If you had actually read the articles shared further up in this thread, you’d know that apps actually break: various widgets become hard to see in some places, or even invisible, and random artifacts can appear unexpectedly. This might not be what the stylesheet author intended, but it happens when their stylesheet clashes with whatever custom styling app developers have applied to some things in their apps.
The stylesheet is a part of the app’s code. If my app is depending on a library, I wouldn’t expect it to work properly if I swapped that library out with another one that’s just similar in scope. Likewise, stylesheets is something an app can (and very often does) depend on to work properly. Custom widgets are often written with the expectation that they’ll e.g. be displayed on a certain background color, which is provided by the stylesheet. If you swap out all of the CSS code in that stylesheet, that the app depends on, the widget might not be visible at all. The app becomes visually broken, even if its underlying app logic is still in place.

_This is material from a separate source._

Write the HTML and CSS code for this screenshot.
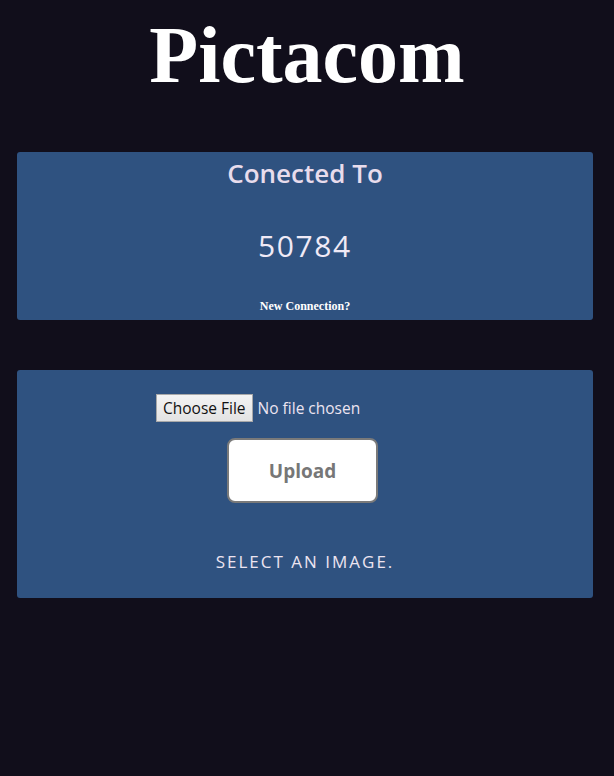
FILE: index.html
```
<!DOCTYPE html>
<html lang="en">
<head>
  <meta charset="UTF-8" />
  <meta name="viewport" content="width=device-width, initial-scale=1" />
  <title>Pictacom</title>
  <link rel="stylesheet" href="styles.css">
</head>
<body>
  <h1 class="brand">Pictacom</h1>

  <div class="card connect-card">
    <div class="connect-title">Conected To</div>
    <div class="connect-id" id="peerId">50784</div>
    <a class="new-link" href="#">New Connection?</a>
  </div>

  <div class="card upload-card">
    <input type="file" id="fileInput" accept="image/*" />
    <button class="upload-btn" id="uploadBtn">Upload</button>
    <div class="status" id="status">Select an image.</div>
  </div>
</body>
</html>
```

FILE: styles.css
```
body {
  margin: 0;
  padding: 0;
  background-color: #110e1b;
  font-family: 'Open Sans', 'Noto Sans', sans-serif;
  color: #ece4f0;
}

.brand {
  margin: 11px 0 52px;
  font-family: 'Liberation Serif', 'Times New Roman', serif;
  font-size: 80px;
  font-weight: bold;
  line-height: 89px;
  color: #ffffff;
  text-align: center;
}

.card {
  margin: 0 21px 0 17px;
  background-color: #2f5280;
  border-radius: 3px;
  display: flex;
  flex-direction: column;
  align-items: center;
}

.connect-card {
  padding: 5px 0 6px;
}

.connect-title {
  font-size: 26px;
  font-weight: 600;
  line-height: 32px;
  color: #e8dcec;
}

.connect-id {
  margin-top: 37px;
  font-size: 30px;
  line-height: 40px;
  letter-spacing: 1.6px;
  color: #f0eaf6;
}

.new-link {
  margin-top: 32px;
  font-family: 'Liberation Serif', 'Times New Roman', serif;
  font-size: 12px;
  font-weight: bold;
  line-height: 16px;
  color: #ffffff;
  text-decoration: none;
}

.upload-card {
  margin-top: 50px;
  padding: 24px 0 25px;
}

#fileInput {
  width: 298px;
  height: 28px;
  font-family: 'Open Sans', 'Noto Sans', sans-serif;
  font-size: 15.5px;
  color: #ece4f0;
}

#fileInput::file-selector-button {
  height: 28px;
  margin-right: 5px;
  padding: 0 6px;
  font-family: 'Open Sans', 'Noto Sans', sans-serif;
  font-size: 15.5px;
  color: #111111;
  background: linear-gradient(#f3f3f3, #e3e3e3);
  border: 1px solid #a8a8a8;
  border-radius: 0;
}

.upload-btn {
  margin: 16px 5px 0 0;
  width: 151px;
  height: 65px;
  font-family: 'Open Sans', 'Noto Sans', sans-serif;
  font-size: 19px;
  font-weight: bold;
  color: #777777;
  background-color: #ffffff;
  border: 2px solid #7a7a7a;
  border-radius: 8px;
  cursor: pointer;
}

.status {
  margin-top: 48px;
  font-size: 17px;
  line-height: 22px;
  letter-spacing: 2px;
  text-transform: uppercase;
  color: #ece4f0;
}
```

For a custom stylesheet to be guaranteed to work for every app, it would have to be tested for every app. I highly doubt that’s happening. Popular stylesheets already have app-specifix fixes in them, and as the app ecosystem grows this becomes more and more unrealistic to maintain.
Arbitrarily restyling apps is not a «functional workflow demand». If you have accessibility/readability needs, there’s light/dark mode, a built-in high contrast mode, a large text mode, and more. These are properly implemented and tested against.

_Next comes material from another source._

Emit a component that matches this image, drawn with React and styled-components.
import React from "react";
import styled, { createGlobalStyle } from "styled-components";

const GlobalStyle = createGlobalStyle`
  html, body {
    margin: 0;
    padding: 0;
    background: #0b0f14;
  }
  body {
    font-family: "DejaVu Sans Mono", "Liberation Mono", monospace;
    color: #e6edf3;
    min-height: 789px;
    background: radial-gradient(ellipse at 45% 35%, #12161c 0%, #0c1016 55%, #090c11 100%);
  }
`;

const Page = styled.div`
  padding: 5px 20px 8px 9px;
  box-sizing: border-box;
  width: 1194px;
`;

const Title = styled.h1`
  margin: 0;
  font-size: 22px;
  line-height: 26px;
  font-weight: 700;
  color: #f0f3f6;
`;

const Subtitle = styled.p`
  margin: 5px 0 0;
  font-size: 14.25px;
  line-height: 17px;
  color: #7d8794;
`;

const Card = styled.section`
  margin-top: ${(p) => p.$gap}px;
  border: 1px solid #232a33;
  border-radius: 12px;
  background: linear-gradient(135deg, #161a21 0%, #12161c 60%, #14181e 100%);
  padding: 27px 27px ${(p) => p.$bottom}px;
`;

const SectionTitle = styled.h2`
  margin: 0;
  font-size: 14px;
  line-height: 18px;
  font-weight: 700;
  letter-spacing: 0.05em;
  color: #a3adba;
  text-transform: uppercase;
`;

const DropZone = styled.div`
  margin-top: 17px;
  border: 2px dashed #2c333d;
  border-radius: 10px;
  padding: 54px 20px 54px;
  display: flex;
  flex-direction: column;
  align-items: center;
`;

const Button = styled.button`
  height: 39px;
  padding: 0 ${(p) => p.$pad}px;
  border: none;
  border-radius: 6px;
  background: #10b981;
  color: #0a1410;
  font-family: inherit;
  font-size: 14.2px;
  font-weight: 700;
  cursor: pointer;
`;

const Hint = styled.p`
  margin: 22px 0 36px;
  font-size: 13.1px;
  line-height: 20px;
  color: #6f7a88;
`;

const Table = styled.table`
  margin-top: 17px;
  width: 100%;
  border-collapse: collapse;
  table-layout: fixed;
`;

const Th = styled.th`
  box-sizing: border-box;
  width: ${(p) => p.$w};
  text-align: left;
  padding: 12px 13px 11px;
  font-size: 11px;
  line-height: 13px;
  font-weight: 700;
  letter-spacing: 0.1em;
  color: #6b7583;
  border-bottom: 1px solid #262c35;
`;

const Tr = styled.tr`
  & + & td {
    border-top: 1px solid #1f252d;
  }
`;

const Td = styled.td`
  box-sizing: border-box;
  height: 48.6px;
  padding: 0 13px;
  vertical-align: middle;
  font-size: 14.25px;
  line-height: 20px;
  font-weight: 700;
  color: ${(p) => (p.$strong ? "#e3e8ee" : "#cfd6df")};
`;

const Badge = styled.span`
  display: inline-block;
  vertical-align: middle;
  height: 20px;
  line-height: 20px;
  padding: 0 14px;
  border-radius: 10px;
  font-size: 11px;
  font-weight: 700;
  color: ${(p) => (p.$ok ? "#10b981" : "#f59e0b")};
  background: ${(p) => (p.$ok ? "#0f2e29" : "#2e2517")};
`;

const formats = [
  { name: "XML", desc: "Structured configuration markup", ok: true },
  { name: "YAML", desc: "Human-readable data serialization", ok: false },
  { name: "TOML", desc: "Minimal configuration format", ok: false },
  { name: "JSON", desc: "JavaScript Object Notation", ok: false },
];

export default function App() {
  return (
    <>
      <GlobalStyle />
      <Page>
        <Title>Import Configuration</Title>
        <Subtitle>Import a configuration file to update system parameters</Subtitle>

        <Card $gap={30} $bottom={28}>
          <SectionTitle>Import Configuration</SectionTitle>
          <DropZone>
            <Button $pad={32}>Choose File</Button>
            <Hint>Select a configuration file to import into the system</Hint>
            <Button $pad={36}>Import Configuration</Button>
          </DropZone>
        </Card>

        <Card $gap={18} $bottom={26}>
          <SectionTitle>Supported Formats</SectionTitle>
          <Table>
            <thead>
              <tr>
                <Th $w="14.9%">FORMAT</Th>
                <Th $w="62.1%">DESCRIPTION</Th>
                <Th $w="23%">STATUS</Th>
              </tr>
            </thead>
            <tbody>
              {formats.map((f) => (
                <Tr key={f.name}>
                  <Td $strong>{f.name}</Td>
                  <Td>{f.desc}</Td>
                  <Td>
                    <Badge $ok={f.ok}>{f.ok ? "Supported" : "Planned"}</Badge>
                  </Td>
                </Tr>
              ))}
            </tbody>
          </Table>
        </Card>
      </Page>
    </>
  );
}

More importantly, though, telling someone to stop developing software because it does not meet your particular requirements is a pointless argument. You’re free to find or develop software that suits your needs instead of assuming the intentions of free software developers and attempting to gaslight them into doing it for you. I’d be happy to discuss with you if it wasn’t for this, but now I think it would be more productive to lock this thread and move on instead. The original topic has been addressed in detail.